___ RECORDED DATA

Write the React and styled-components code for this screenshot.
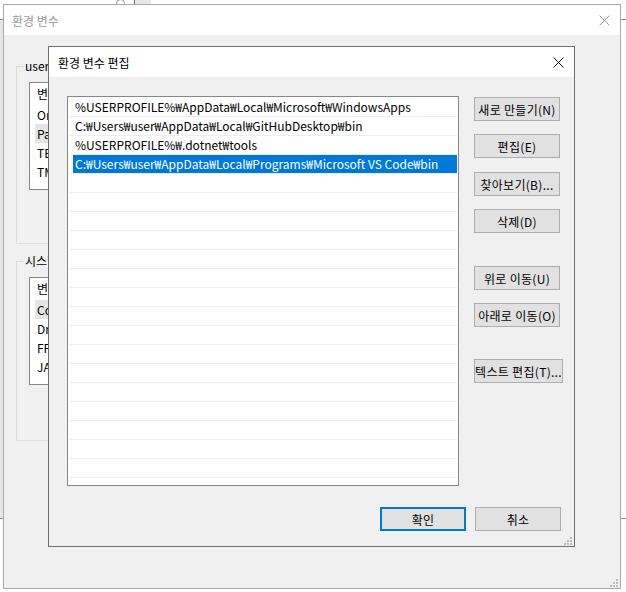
import React from 'react';
import styled, { createGlobalStyle } from 'styled-components';

const GlobalStyle = createGlobalStyle`
  html, body {
    margin: 0;
    padding: 0;
    background: #ffffff;
  }
  body {
    font-family: 'Noto Sans CJK KR', 'Noto Sans', sans-serif;
    font-size: 12px;
    color: #000000;
  }
`;

const userVars = ['OneDrive', 'Path', 'TEMP', 'TMP'];
const systemVars = ['ComSpec', 'DriverData', 'FPS_BROWSER_APP_PROFILE_STRING', 'JAVA_HOME'];

const pathEntries = [
  '%USERPROFILE%₩AppData₩Local₩Microsoft₩WindowsApps',
  'C:₩Users₩user₩AppData₩Local₩GitHubDesktop₩bin',
  '%USERPROFILE%₩.dotnet₩tools',
  'C:₩Users₩user₩AppData₩Local₩Programs₩Microsoft VS Code₩bin',
];

const sideButtons = [
  { label: '새로 만들기(N)', gap: 0 },
  { label: '편집(E)', gap: 13 },
  { label: '찾아보기(B)...', gap: 14 },
  { label: '삭제(D)', gap: 13 },
  { label: '위로 이동(U)', gap: 33 },
  { label: '아래로 이동(O)', gap: 13 },
  { label: '텍스트 편집(T)...', gap: 32, wide: true },
];

const CloseIcon = ({ color }) => (
  <svg width="11" height="11" viewBox="0 0 11 11">
    <path d="M0.5 0.5 L10.5 10.5 M10.5 0.5 L0.5 10.5" stroke={color} strokeWidth="1" fill="none" />
  </svg>
);

const Grip = () => (
  <GripWrap>
    <svg width="8" height="8" viewBox="0 0 8 8">
      <g fill="#bcbcbc">
        <rect x="6" y="0" width="2" height="2" />
        <rect x="3" y="3" width="2" height="2" />
        <rect x="6" y="3" width="2" height="2" />
        <rect x="0" y="6" width="2" height="2" />
        <rect x="3" y="6" width="2" height="2" />
        <rect x="6" y="6" width="2" height="2" />
      </g>
    </svg>
  </GripWrap>
);

const VarList = ({ items, selected }) => (
  <SmallList>
    <SmallHeader>변수</SmallHeader>
    {items.map((name) => (
      <SmallRow key={name} $selected={name === selected}>
        {name}
      </SmallRow>
    ))}
  </SmallList>
);

const App = () => {
  const rows = [...pathEntries, ...Array(16).fill('')];
  return (
    <>
      <GlobalStyle />
      <Desktop>
        <BehindWindow>
          <BehindEdge />
        </BehindWindow>
        <TopStrip>
          <TopArc />
          <TopTab />
        </TopStrip>

        <Window $left={3} $top={4} $width={618} $height={585} $border="#a9a9a9">
          <TitleBar $pad={8} $inactive>
            환경 변수
            <CloseIcon color="#9a9a9a" />
          </TitleBar>
          <BackBody>
            <GroupBox $height={186}>
              <GroupLabel>user에 대한 사용자 변수(U)</GroupLabel>
              <VarList items={userVars} selected="Path" />
            </GroupBox>
            <GroupBox $height={188}>
              <GroupLabel>시스템 변수(S)</GroupLabel>
              <VarList items={systemVars} selected="ComSpec" />
            </GroupBox>
          </BackBody>
          <Grip />
        </Window>

        <Window $left={48} $top={46} $width={527} $height={501} $border="#6f6f6f">
          <TitleBar $pad={9}>
            환경 변수 편집
            <CloseIcon color="#111111" />
          </TitleBar>
          <DialogBody>
            <MainRow>
              <PathList>
                {rows.map((text, i) => (
                  <PathRow key={i}>
                    <PathCell $selected={i === 3}>{text}</PathCell>
                  </PathRow>
                ))}
              </PathList>
              <ButtonColumn>
                {sideButtons.map((b) => (
                  <Button key={b.label} $mt={b.gap} $wide={b.wide}>
                    {b.label}
                  </Button>
                ))}
              </ButtonColumn>
            </MainRow>
            <Footer>
              <Button $default>확인</Button>
              <Button>취소</Button>
            </Footer>
          </DialogBody>
          <Grip />
        </Window>
      </Desktop>
    </>
  );
};

const Desktop = styled.div`
  position: relative;
  width: 626px;
  height: 592px;
  overflow: hidden;
  background: #ffffff;
`;

const BehindWindow = styled.div`
  position: absolute;
  left: -10px;
  top: 19px;
  width: 660px;
  height: 498px;
  border-top: 1px solid #8a8a8a;
  border-bottom: 1px solid #8a8a8a;
  background: #ffffff;
`;

const BehindEdge = styled.div`
  width: 13px;
  height: 100%;
  background: #e6e6e6;
`;

const TopStrip = styled.div`
  position: absolute;
  left: 116px;
  top: 0;
  display: flex;
  align-items: flex-end;
  height: 4px;
`;

const TopArc = styled.div`
  width: 7px;
  height: 7px;
  margin-bottom: -4px;
  border: 1px solid #9a9a9a;
  border-radius: 50%;
  margin-right: 9px;
`;

const TopTab = styled.div`
  width: 16px;
  height: 4px;
  border-left: 1px solid #707070;
  background: #e8e8e8;
`;

const Window = styled.div`
  position: absolute;
  left: ${({ $left }) => $left}px;
  top: ${({ $top }) => $top}px;
  width: ${({ $width }) => $width}px;
  height: ${({ $height }) => $height}px;
  box-sizing: border-box;
  border: 1px solid ${({ $border }) => $border};
  background: #f0f0f0;
  display: flex;
  flex-direction: column;
`;

const TitleBar = styled.div`
  height: 30px;
  flex-shrink: 0;
  background: #ffffff;
  display: flex;
  align-items: center;
  justify-content: space-between;
  padding: 0 10px 0 ${({ $pad }) => $pad}px;
  color: ${({ $inactive }) => ($inactive ? '#999999' : '#000000')};
  font-size: 12px;
`;

const BackBody = styled.div`
  display: flex;
  flex-direction: column;
  gap: 9px;
  padding: 23px 70px 0 12px;
`;

const GroupBox = styled.fieldset`
  margin: 0;
  padding: 0 12px;
  box-sizing: border-box;
  height: ${({ $height }) => $height}px;
  border: 1px solid #dcdcdc;
  min-width: 0;
`;

const GroupLabel = styled.legend`
  padding: 0 1px;
  margin-left: -5px;
  line-height: 16px;
  font-size: 12px;
  white-space: nowrap;
`;

const SmallList = styled.div`
  margin-top: 8px;
  height: 108px;
  box-sizing: border-box;
  border: 1px solid #828790;
  background: #ffffff;
  padding: 0 5px;
`;

const SmallHeader = styled.div`
  height: 22px;
  line-height: 22px;
  padding-left: 2px;
`;

const SmallRow = styled.div`
  height: 19px;
  line-height: 19px;
  padding-left: 2px;
  background: ${({ $selected }) => ($selected ? '#e5e5e5' : 'transparent')};
`;

const DialogBody = styled.div`
  flex: 1;
  display: flex;
  flex-direction: column;
  padding: 19px 13px 15px 18px;
`;

const MainRow = styled.div`
  display: flex;
  align-items: flex-start;
  gap: 15px;
`;

const PathList = styled.div`
  width: 392px;
  height: 390px;
  flex-shrink: 0;
  box-sizing: border-box;
  border: 1px solid #828790;
  background: #ffffff;
  padding-top: 1px;
  overflow: hidden;
`;

const PathRow = styled.div`
  display: flex;
  height: 18px;
  margin: 0 1px;
  border-bottom: 1px solid #ededed;
`;

const PathCell = styled.div`
  flex: 1;
  margin-left: 4px;
  padding-left: 2px;
  line-height: 18px;
  white-space: nowrap;
  background: ${({ $selected }) => ($selected ? '#0078d7' : 'transparent')};
  color: ${({ $selected }) => ($selected ? '#ffffff' : '#000000')};
`;

const ButtonColumn = styled.div`
  display: flex;
  flex-direction: column;
  align-items: flex-start;
  padding-top: 1px;
`;

const Button = styled.div`
  box-sizing: border-box;
  width: ${({ $wide }) => ($wide ? 89 : 86)}px;
  height: 24px;
  margin-top: ${({ $mt }) => $mt || 0}px;
  display: flex;
  align-items: center;
  justify-content: center;
  white-space: nowrap;
  background: #e1e1e1;
  border: ${({ $default }) => ($default ? '2px solid #0078d7' : '1px solid #adadad')};
  font-size: 12px;
  letter-spacing: 0.3px;
  color: #000000;
`;

const Footer = styled.div`
  margin-top: auto;
  display: flex;
  justify-content: flex-end;
  gap: 9px;
`;

const GripWrap = styled.div`
  position: absolute;
  right: 2px;
  bottom: 1px;
  display: flex;
`;

export default App;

______

**INSTRUCTIONS FOR THE TASK**
Check every line of the data, and copy the ones that contain "components".

**RESULT BELOW**
Write the React and styled-components code for this screenshot.
import styled, { createGlobalStyle } from 'styled-components';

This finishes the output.